> Data provided
________________________

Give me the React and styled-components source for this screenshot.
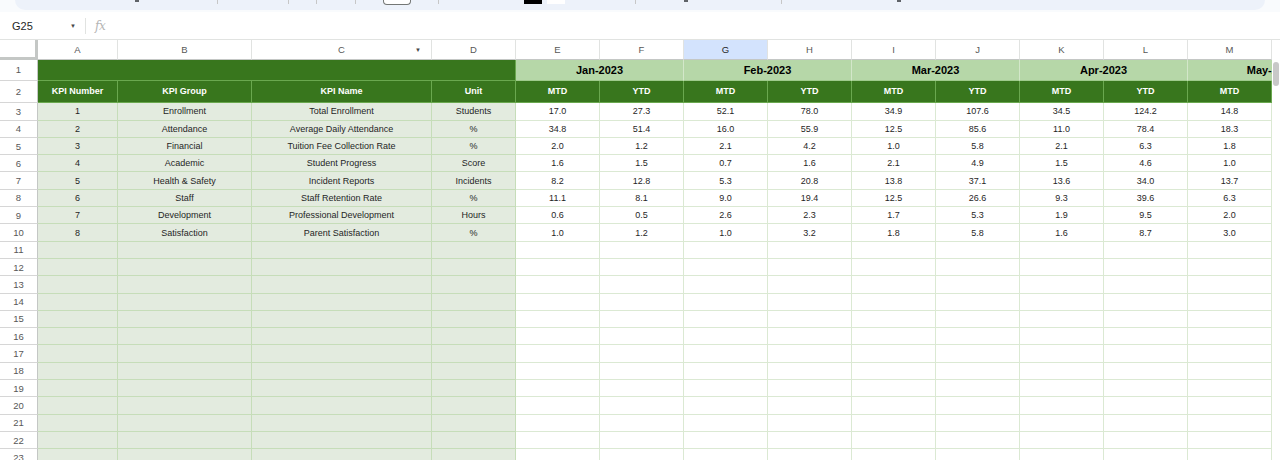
import React from "react";
import styled, { createGlobalStyle } from "styled-components";

const COLS = "38px 80px 134px 180px 84px repeat(10, 84px)";
const LETTERS = ["A", "B", "C", "D", "E", "F", "G", "H", "I", "J", "K", "L", "M", ""];
const MONTHS = ["Jan-2023", "Feb-2023", "Mar-2023", "Apr-2023", "May-2023"];

const KPIS = [
  [1, "Enrollment", "Total Enrollment", "Students", [17.0, 27.3, 52.1, 78.0, 34.9, 107.6, 34.5, 124.2, 14.8]],
  [2, "Attendance", "Average Daily Attendance", "%", [34.8, 51.4, 16.0, 55.9, 12.5, 85.6, 11.0, 78.4, 18.3]],
  [3, "Financial", "Tuition Fee Collection Rate", "%", [2.0, 1.2, 2.1, 4.2, 1.0, 5.8, 2.1, 6.3, 1.8]],
  [4, "Academic", "Student Progress", "Score", [1.6, 1.5, 0.7, 1.6, 2.1, 4.9, 1.5, 4.6, 1.0]],
  [5, "Health & Safety", "Incident Reports", "Incidents", [8.2, 12.8, 5.3, 20.8, 13.8, 37.1, 13.6, 34.0, 13.7]],
  [6, "Staff", "Staff Retention Rate", "%", [11.1, 8.1, 9.0, 19.4, 12.5, 26.6, 9.3, 39.6, 6.3]],
  [7, "Development", "Professional Development", "Hours", [0.6, 0.5, 2.6, 2.3, 1.7, 5.3, 1.9, 9.5, 2.0]],
  [8, "Satisfaction", "Parent Satisfaction", "%", [1.0, 1.2, 1.0, 3.2, 1.8, 5.8, 1.6, 8.7, 3.0]],
];

const EMPTY_ROWS = Array.from({ length: 13 }, (_, i) => i + 11);

const GlobalStyle = createGlobalStyle`
  html, body {
    margin: 0;
    padding: 0;
    background: #f9fbfd;
    font-family: "Liberation Sans", Arial, sans-serif;
    overflow: hidden;
  }
`;

export default function App() {
  return (
    <>
      <GlobalStyle />
      <TopStrip>
        <ToolPill>
          <ToolGap $w={120} />
          <ToolDot />
          <ToolGap $w={78} />
          <ToolSep />
          <ToolGap $w={70} />
          <ToolSep />
          <ToolGap $w={27} />
          <ToolSep />
          <ToolGap $w={38} />
          <ToolSep />
          <ToolGap $w={27} />
          <ToolBox />
          <ToolGap $w={27} />
          <ToolSep />
          <ToolGap $w={85} />
          <ToolSwatch $color="#000" />
          <ToolGap $w={5} />
          <ToolSwatch $color="#fff" />
          <ToolGap $w={70} />
          <ToolSep />
          <ToolGap $w={48} />
          <ToolDot />
          <ToolGap $w={93} />
          <ToolSep />
          <ToolGap $w={115} />
          <ToolDot />
        </ToolPill>
      </TopStrip>

      <FormulaBar>
        <NameBox>G25</NameBox>
        <Caret>▼</Caret>
        <BarSep />
        <Fx>fx</Fx>
      </FormulaBar>

      <SheetArea>
        <Grid>
          <Row $h={20}>
            <Corner />
            {LETTERS.map((l, i) => (
              <ColHead key={i} $selected={l === "G"}>
                {l}
                {l === "C" && <FilterArrow>▼</FilterArrow>}
              </ColHead>
            ))}
          </Row>

          <Row $h={20.7}>
            <RowNum>1</RowNum>
            <Cell $tone="dark" $span={4} />
            {MONTHS.map((m) => (
              <Cell key={m} $tone="month" $span={2}>
                {m}
              </Cell>
            ))}
          </Row>

          <Row $h={22.6}>
            <RowNum>2</RowNum>
            <Cell $tone="dark">KPI Number</Cell>
            <Cell $tone="dark">KPI Group</Cell>
            <Cell $tone="dark">KPI Name</Cell>
            <Cell $tone="dark">Unit</Cell>
            {MONTHS.map((m, i) => (
              <React.Fragment key={m}>
                <Cell $tone="dark">MTD</Cell>
                <Cell $tone="dark">{i < MONTHS.length - 1 ? "YTD" : ""}</Cell>
              </React.Fragment>
            ))}
          </Row>

          {KPIS.map(([num, group, name, unit, vals], i) => (
            <Row key={num} $h={17.3}>
              <RowNum>{i + 3}</RowNum>
              <Cell $tone="key">{num}</Cell>
              <Cell $tone="key">{group}</Cell>
              <Cell $tone="key">{name}</Cell>
              <Cell $tone="key">{unit}</Cell>
              {Array.from({ length: 10 }, (_, j) => (
                <Cell key={j} $tone="value">
                  {vals[j] !== undefined ? vals[j].toFixed(1) : ""}
                </Cell>
              ))}
            </Row>
          ))}

          {EMPTY_ROWS.map((n) => (
            <Row key={n} $h={17.3}>
              <RowNum>{n}</RowNum>
              {Array.from({ length: 4 }, (_, j) => (
                <Cell key={j} $tone="key" />
              ))}
              {Array.from({ length: 10 }, (_, j) => (
                <Cell key={j} $tone="value" />
              ))}
            </Row>
          ))}
        </Grid>
        <ScrollGutter>
          <ScrollThumb />
        </ScrollGutter>
      </SheetArea>
    </>
  );
}

const TopStrip = styled.div`
  height: 12px;
  padding: 0 15px;
  background: #f9fbfd;
`;

const ToolPill = styled.div`
  height: 10px;
  display: flex;
  align-items: flex-start;
  background: #edf2fa;
  border-radius: 0 0 14px 14px;
`;

const ToolGap = styled.div`
  width: ${(p) => p.$w}px;
  flex: none;
`;

const ToolSep = styled.div`
  width: 1px;
  height: 4px;
  background: #c7c7c7;
  flex: none;
`;

const ToolDot = styled.div`
  width: 4px;
  height: 2px;
  background: #5f6368;
  flex: none;
`;

const ToolBox = styled.div`
  width: 26px;
  height: 4px;
  border: 1px solid #747775;
  border-top: none;
  border-radius: 0 0 4px 4px;
  background: #fff;
  flex: none;
`;

const ToolSwatch = styled.div`
  width: 18px;
  height: 4px;
  background: ${(p) => p.$color};
  flex: none;
`;

const FormulaBar = styled.div`
  height: 28px;
  display: flex;
  align-items: center;
  background: #fff;
  border-bottom: 1px solid #e1e3e1;
  box-sizing: border-box;
`;

const NameBox = styled.div`
  width: 58px;
  padding-left: 12px;
  font-size: 11px;
  color: #1f1f1f;
`;

const Caret = styled.div`
  font-size: 6px;
  color: #444746;
  width: 15px;
`;

const BarSep = styled.div`
  width: 1px;
  height: 16px;
  background: #e1e3e1;
  margin-right: 9px;
`;

const Fx = styled.div`
  font-family: "DejaVu Serif", "Liberation Serif", serif;
  font-style: italic;
  font-size: 12px;
  color: #b5b5b5;
  letter-spacing: -0.5px;
`;

const SheetArea = styled.div`
  display: flex;
  background: #fff;
`;

const Grid = styled.div`
  width: 1272px;
  flex: none;
  overflow: hidden;
`;

const Row = styled.div`
  display: grid;
  grid-template-columns: ${COLS};
  height: ${(p) => p.$h}px;
  width: max-content;
`;

const Corner = styled.div`
  background: #fff;
  border-right: 3px solid #c4c7c5;
  border-bottom: 3px solid #c4c7c5;
  box-sizing: border-box;
`;

const ColHead = styled.div`
  position: relative;
  display: flex;
  align-items: center;
  justify-content: center;
  font-size: 9.5px;
  color: ${(p) => (p.$selected ? "#1f1f1f" : "#575757")};
  background: ${(p) => (p.$selected ? "#d3e3fd" : "#fff")};
  border-right: 1px solid #e1e3e1;
  border-bottom: 1px solid #c4c7c5;
  box-sizing: border-box;
`;

const FilterArrow = styled.span`
  position: absolute;
  right: 10px;
  top: 50%;
  transform: translateY(-50%);
  font-size: 6px;
  color: #444746;
`;

const RowNum = styled.div`
  display: flex;
  align-items: center;
  justify-content: center;
  font-size: 9.5px;
  color: #575757;
  background: #fff;
  border-right: 1px solid #c4c7c5;
  border-bottom: 1px solid #d6d6d6;
  box-sizing: border-box;
`;

const TONES = {
  dark: `
    background: #38761d;
    color: #fff;
    font-weight: bold;
    border-right: 1px solid #6aa84f;
    border-bottom: 1px solid #6aa84f;
  `,
  month: `
    background: #b6d7a8;
    color: #000;
    font-weight: bold;
    font-size: 11px;
    border-right: 1px solid #d3e7ca;
    border-bottom: 1px solid #9fcb8c;
  `,
  key: `
    background: #e3ebdf;
    color: #1f1f1f;
    border-right: 1px solid #c6ddb9;
    border-bottom: 1px solid #c6ddb9;
  `,
  value: `
    background: #fff;
    color: #1f1f1f;
    border-right: 1px solid #dbe9d3;
    border-bottom: 1px solid #dbe9d3;
  `,
};

const Cell = styled.div`
  grid-column: span ${(p) => p.$span || 1};
  display: flex;
  align-items: center;
  justify-content: center;
  font-size: 9px;
  white-space: nowrap;
  overflow: hidden;
  box-sizing: border-box;
  ${(p) => TONES[p.$tone]}
`;

const ScrollGutter = styled.div`
  width: 8px;
  flex: none;
  background: #fff;
  padding-top: 22px;
  box-sizing: border-box;
`;

const ScrollThumb = styled.div`
  width: 6px;
  height: 24px;
  margin-left: 1px;
  border-radius: 3px;
  background: #c8c8c8;
`;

________________________

> Problem
From the first line above down to the line with "</TopStrip>", reproduce every line and no others, omitting pictures.

> The result
Give me the React and styled-components source for this screenshot.
import React from "react";
import styled, { createGlobalStyle } from "styled-components";

const COLS = "38px 80px 134px 180px 84px repeat(10, 84px)";
const LETTERS = ["A", "B", "C", "D", "E", "F", "G", "H", "I", "J", "K", "L", "M", ""];
const MONTHS = ["Jan-2023", "Feb-2023", "Mar-2023", "Apr-2023", "May-2023"];

const KPIS = [
  [1, "Enrollment", "Total Enrollment", "Students", [17.0, 27.3, 52.1, 78.0, 34.9, 107.6, 34.5, 124.2, 14.8]],
  [2, "Attendance", "Average Daily Attendance", "%", [34.8, 51.4, 16.0, 55.9, 12.5, 85.6, 11.0, 78.4, 18.3]],
  [3, "Financial", "Tuition Fee Collection Rate", "%", [2.0, 1.2, 2.1, 4.2, 1.0, 5.8, 2.1, 6.3, 1.8]],
  [4, "Academic", "Student Progress", "Score", [1.6, 1.5, 0.7, 1.6, 2.1, 4.9, 1.5, 4.6, 1.0]],
  [5, "Health & Safety", "Incident Reports", "Incidents", [8.2, 12.8, 5.3, 20.8, 13.8, 37.1, 13.6, 34.0, 13.7]],
  [6, "Staff", "Staff Retention Rate", "%", [11.1, 8.1, 9.0, 19.4, 12.5, 26.6, 9.3, 39.6, 6.3]],
  [7, "Development", "Professional Development", "Hours", [0.6, 0.5, 2.6, 2.3, 1.7, 5.3, 1.9, 9.5, 2.0]],
  [8, "Satisfaction", "Parent Satisfaction", "%", [1.0, 1.2, 1.0, 3.2, 1.8, 5.8, 1.6, 8.7, 3.0]],
];

const EMPTY_ROWS = Array.from({ length: 13 }, (_, i) => i + 11);

const GlobalStyle = createGlobalStyle`
  html, body {
    margin: 0;
    padding: 0;
    background: #f9fbfd;
    font-family: "Liberation Sans", Arial, sans-serif;
    overflow: hidden;
  }
`;

export default function App() {
  return (
    <>
      <GlobalStyle />
      <TopStrip>
        <ToolPill>
          <ToolGap $w={120} />
          <ToolDot />
          <ToolGap $w={78} />
          <ToolSep />
          <ToolGap $w={70} />
          <ToolSep />
          <ToolGap $w={27} />
          <ToolSep />
          <ToolGap $w={38} />
          <ToolSep />
          <ToolGap $w={27} />
          <ToolBox />
          <ToolGap $w={27} />
          <ToolSep />
          <ToolGap $w={85} />
          <ToolSwatch $color="#000" />
          <ToolGap $w={5} />
          <ToolSwatch $color="#fff" />
          <ToolGap $w={70} />
          <ToolSep />
          <ToolGap $w={48} />
          <ToolDot />
          <ToolGap $w={93} />
          <ToolSep />
          <ToolGap $w={115} />
          <ToolDot />
        </ToolPill>
      </TopStrip>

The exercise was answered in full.